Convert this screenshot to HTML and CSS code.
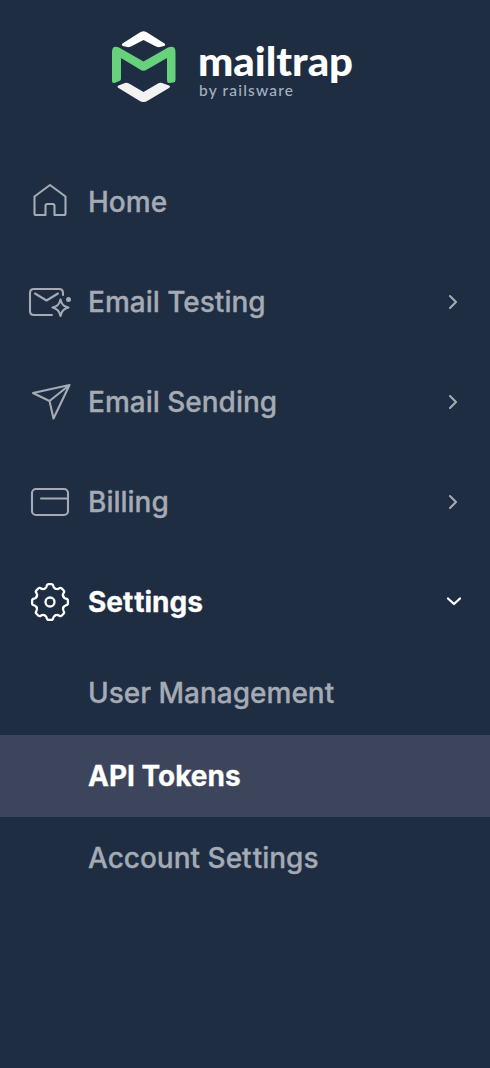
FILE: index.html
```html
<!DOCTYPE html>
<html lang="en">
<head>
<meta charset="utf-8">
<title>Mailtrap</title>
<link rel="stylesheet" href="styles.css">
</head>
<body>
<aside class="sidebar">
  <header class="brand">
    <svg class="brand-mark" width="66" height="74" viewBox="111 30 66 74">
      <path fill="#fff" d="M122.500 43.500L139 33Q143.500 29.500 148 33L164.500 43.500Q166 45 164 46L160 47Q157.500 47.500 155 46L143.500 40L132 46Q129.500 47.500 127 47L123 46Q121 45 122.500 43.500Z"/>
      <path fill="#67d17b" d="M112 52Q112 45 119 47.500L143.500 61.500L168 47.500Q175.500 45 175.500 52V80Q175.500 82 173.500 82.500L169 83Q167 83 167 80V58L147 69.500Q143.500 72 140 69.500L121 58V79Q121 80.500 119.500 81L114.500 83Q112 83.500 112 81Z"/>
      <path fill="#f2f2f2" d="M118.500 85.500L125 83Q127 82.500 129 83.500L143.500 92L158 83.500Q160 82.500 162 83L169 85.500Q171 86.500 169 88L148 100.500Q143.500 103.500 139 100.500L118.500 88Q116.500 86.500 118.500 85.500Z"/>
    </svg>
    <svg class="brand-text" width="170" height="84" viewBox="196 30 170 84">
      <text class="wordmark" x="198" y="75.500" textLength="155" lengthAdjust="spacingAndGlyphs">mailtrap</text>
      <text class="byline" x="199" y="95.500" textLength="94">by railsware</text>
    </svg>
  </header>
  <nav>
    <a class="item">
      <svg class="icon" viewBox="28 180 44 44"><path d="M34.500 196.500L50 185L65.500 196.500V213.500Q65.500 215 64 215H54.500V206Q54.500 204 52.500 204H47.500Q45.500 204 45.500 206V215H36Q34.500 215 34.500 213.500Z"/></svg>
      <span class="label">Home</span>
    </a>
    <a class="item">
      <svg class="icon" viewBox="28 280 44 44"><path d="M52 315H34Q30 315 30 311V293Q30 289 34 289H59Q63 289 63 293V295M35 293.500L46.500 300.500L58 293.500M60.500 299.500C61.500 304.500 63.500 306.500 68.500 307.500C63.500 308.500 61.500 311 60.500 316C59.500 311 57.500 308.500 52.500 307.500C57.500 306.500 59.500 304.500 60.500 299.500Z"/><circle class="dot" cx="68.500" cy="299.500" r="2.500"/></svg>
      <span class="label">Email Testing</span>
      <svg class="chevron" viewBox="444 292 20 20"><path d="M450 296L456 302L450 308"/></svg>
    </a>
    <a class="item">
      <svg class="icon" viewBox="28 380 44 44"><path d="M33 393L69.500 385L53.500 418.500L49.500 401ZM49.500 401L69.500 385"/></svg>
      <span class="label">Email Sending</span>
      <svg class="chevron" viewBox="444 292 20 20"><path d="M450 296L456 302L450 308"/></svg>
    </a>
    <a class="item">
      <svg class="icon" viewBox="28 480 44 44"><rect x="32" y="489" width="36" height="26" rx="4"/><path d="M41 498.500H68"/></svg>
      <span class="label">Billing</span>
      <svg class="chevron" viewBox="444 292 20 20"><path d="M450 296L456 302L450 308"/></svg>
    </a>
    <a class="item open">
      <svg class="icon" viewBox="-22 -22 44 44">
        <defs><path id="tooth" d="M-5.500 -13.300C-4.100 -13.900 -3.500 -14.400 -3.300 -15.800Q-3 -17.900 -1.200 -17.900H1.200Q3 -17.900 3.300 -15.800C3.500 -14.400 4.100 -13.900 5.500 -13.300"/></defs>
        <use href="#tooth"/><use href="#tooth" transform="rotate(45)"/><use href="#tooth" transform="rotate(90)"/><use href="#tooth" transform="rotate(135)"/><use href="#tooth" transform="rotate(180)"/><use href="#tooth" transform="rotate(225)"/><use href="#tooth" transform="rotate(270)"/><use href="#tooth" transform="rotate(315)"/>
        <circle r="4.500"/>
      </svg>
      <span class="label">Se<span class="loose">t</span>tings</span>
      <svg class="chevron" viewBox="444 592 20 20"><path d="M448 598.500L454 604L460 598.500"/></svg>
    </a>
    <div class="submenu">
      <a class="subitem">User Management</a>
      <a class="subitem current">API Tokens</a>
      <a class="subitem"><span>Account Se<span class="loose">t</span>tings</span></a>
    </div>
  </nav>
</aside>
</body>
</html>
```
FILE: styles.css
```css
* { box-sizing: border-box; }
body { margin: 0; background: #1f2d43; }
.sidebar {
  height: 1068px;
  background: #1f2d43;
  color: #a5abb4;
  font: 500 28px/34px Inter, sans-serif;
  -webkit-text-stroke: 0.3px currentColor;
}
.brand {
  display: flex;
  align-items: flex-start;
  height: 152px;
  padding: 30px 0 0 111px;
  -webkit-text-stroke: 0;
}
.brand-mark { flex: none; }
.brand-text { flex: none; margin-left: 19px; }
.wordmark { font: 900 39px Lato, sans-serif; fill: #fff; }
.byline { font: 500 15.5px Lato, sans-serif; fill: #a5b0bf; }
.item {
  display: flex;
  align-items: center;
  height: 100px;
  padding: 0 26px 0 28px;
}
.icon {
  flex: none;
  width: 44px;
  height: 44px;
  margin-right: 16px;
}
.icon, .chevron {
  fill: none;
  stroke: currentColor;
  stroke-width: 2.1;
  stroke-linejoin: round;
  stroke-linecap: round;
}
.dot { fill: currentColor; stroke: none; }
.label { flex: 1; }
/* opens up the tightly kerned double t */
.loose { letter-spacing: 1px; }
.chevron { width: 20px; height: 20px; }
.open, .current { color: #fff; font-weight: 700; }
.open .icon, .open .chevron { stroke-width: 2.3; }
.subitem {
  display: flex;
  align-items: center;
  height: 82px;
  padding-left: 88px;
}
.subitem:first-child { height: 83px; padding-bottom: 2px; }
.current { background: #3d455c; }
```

┄┄┄┄┄┄┄┄┄┄

§ Written instruction: Every line of the material is to be quoted exactly, with no pictures carried over.

§ Solution for this task:
Convert this screenshot to HTML and CSS code.
FILE: index.html
```html
<!DOCTYPE html>
<html lang="en">
<head>
<meta charset="utf-8">
<title>Mailtrap</title>
<link rel="stylesheet" href="styles.css">
</head>
<body>
<aside class="sidebar">
  <header class="brand">
    <svg class="brand-mark" width="66" height="74" viewBox="111 30 66 74">
      <path fill="#fff" d="M122.500 43.500L139 33Q143.500 29.500 148 33L164.500 43.500Q166 45 164 46L160 47Q157.500 47.500 155 46L143.500 40L132 46Q129.500 47.500 127 47L123 46Q121 45 122.500 43.500Z"/>
      <path fill="#67d17b" d="M112 52Q112 45 119 47.500L143.500 61.500L168 47.500Q175.500 45 175.500 52V80Q175.500 82 173.500 82.500L169 83Q167 83 167 80V58L147 69.500Q143.500 72 140 69.500L121 58V79Q121 80.500 119.500 81L114.500 83Q112 83.500 112 81Z"/>
      <path fill="#f2f2f2" d="M118.500 85.500L125 83Q127 82.500 129 83.500L143.500 92L158 83.500Q160 82.500 162 83L169 85.500Q171 86.500 169 88L148 100.500Q143.500 103.500 139 100.500L118.500 88Q116.500 86.500 118.500 85.500Z"/>
    </svg>
    <svg class="brand-text" width="170" height="84" viewBox="196 30 170 84">
      <text class="wordmark" x="198" y="75.500" textLength="155" lengthAdjust="spacingAndGlyphs">mailtrap</text>
      <text class="byline" x="199" y="95.500" textLength="94">by railsware</text>
    </svg>
  </header>
  <nav>
    <a class="item">
      <svg class="icon" viewBox="28 180 44 44"><path d="M34.500 196.500L50 185L65.500 196.500V213.500Q65.500 215 64 215H54.500V206Q54.500 204 52.500 204H47.500Q45.500 204 45.500 206V215H36Q34.500 215 34.500 213.500Z"/></svg>
      <span class="label">Home</span>
    </a>
    <a class="item">
      <svg class="icon" viewBox="28 280 44 44"><path d="M52 315H34Q30 315 30 311V293Q30 289 34 289H59Q63 289 63 293V295M35 293.500L46.500 300.500L58 293.500M60.500 299.500C61.500 304.500 63.500 306.500 68.500 307.500C63.500 308.500 61.500 311 60.500 316C59.500 311 57.500 308.500 52.500 307.500C57.500 306.500 59.500 304.500 60.500 299.500Z"/><circle class="dot" cx="68.500" cy="299.500" r="2.500"/></svg>
      <span class="label">Email Testing</span>
      <svg class="chevron" viewBox="444 292 20 20"><path d="M450 296L456 302L450 308"/></svg>
    </a>
    <a class="item">
      <svg class="icon" viewBox="28 380 44 44"><path d="M33 393L69.500 385L53.500 418.500L49.500 401ZM49.500 401L69.500 385"/></svg>
      <span class="label">Email Sending</span>
      <svg class="chevron" viewBox="444 292 20 20"><path d="M450 296L456 302L450 308"/></svg>
    </a>
    <a class="item">
      <svg class="icon" viewBox="28 480 44 44"><rect x="32" y="489" width="36" height="26" rx="4"/><path d="M41 498.500H68"/></svg>
      <span class="label">Billing</span>
      <svg class="chevron" viewBox="444 292 20 20"><path d="M450 296L456 302L450 308"/></svg>
    </a>
    <a class="item open">
      <svg class="icon" viewBox="-22 -22 44 44">
        <defs><path id="tooth" d="M-5.500 -13.300C-4.100 -13.900 -3.500 -14.400 -3.300 -15.800Q-3 -17.900 -1.200 -17.900H1.200Q3 -17.900 3.300 -15.800C3.500 -14.400 4.100 -13.900 5.500 -13.300"/></defs>
        <use href="#tooth"/><use href="#tooth" transform="rotate(45)"/><use href="#tooth" transform="rotate(90)"/><use href="#tooth" transform="rotate(135)"/><use href="#tooth" transform="rotate(180)"/><use href="#tooth" transform="rotate(225)"/><use href="#tooth" transform="rotate(270)"/><use href="#tooth" transform="rotate(315)"/>
        <circle r="4.500"/>
      </svg>
      <span class="label">Se<span class="loose">t</span>tings</span>
      <svg class="chevron" viewBox="444 592 20 20"><path d="M448 598.500L454 604L460 598.500"/></svg>
    </a>
    <div class="submenu">
      <a class="subitem">User Management</a>
      <a class="subitem current">API Tokens</a>
      <a class="subitem"><span>Account Se<span class="loose">t</span>tings</span></a>
    </div>
  </nav>
</aside>
</body>
</html>
```
FILE: styles.css
```css
* { box-sizing: border-box; }
body { margin: 0; background: #1f2d43; }
.sidebar {
  height: 1068px;
  background: #1f2d43;
  color: #a5abb4;
  font: 500 28px/34px Inter, sans-serif;
  -webkit-text-stroke: 0.3px currentColor;
}
.brand {
  display: flex;
  align-items: flex-start;
  height: 152px;
  padding: 30px 0 0 111px;
  -webkit-text-stroke: 0;
}
.brand-mark { flex: none; }
.brand-text { flex: none; margin-left: 19px; }
.wordmark { font: 900 39px Lato, sans-serif; fill: #fff; }
.byline { font: 500 15.5px Lato, sans-serif; fill: #a5b0bf; }
.item {
  display: flex;
  align-items: center;
  height: 100px;
  padding: 0 26px 0 28px;
}
.icon {
  flex: none;
  width: 44px;
  height: 44px;
  margin-right: 16px;
}
.icon, .chevron {
  fill: none;
  stroke: currentColor;
  stroke-width: 2.1;
  stroke-linejoin: round;
  stroke-linecap: round;
}
.dot { fill: currentColor; stroke: none; }
.label { flex: 1; }
/* opens up the tightly kerned double t */
.loose { letter-spacing: 1px; }
.chevron { width: 20px; height: 20px; }
.open, .current { color: #fff; font-weight: 700; }
.open .icon, .open .chevron { stroke-width: 2.3; }
.subitem {
  display: flex;
  align-items: center;
  height: 82px;
  padding-left: 88px;
}
.subitem:first-child { height: 83px; padding-bottom: 2px; }
.current { background: #3d455c; }
```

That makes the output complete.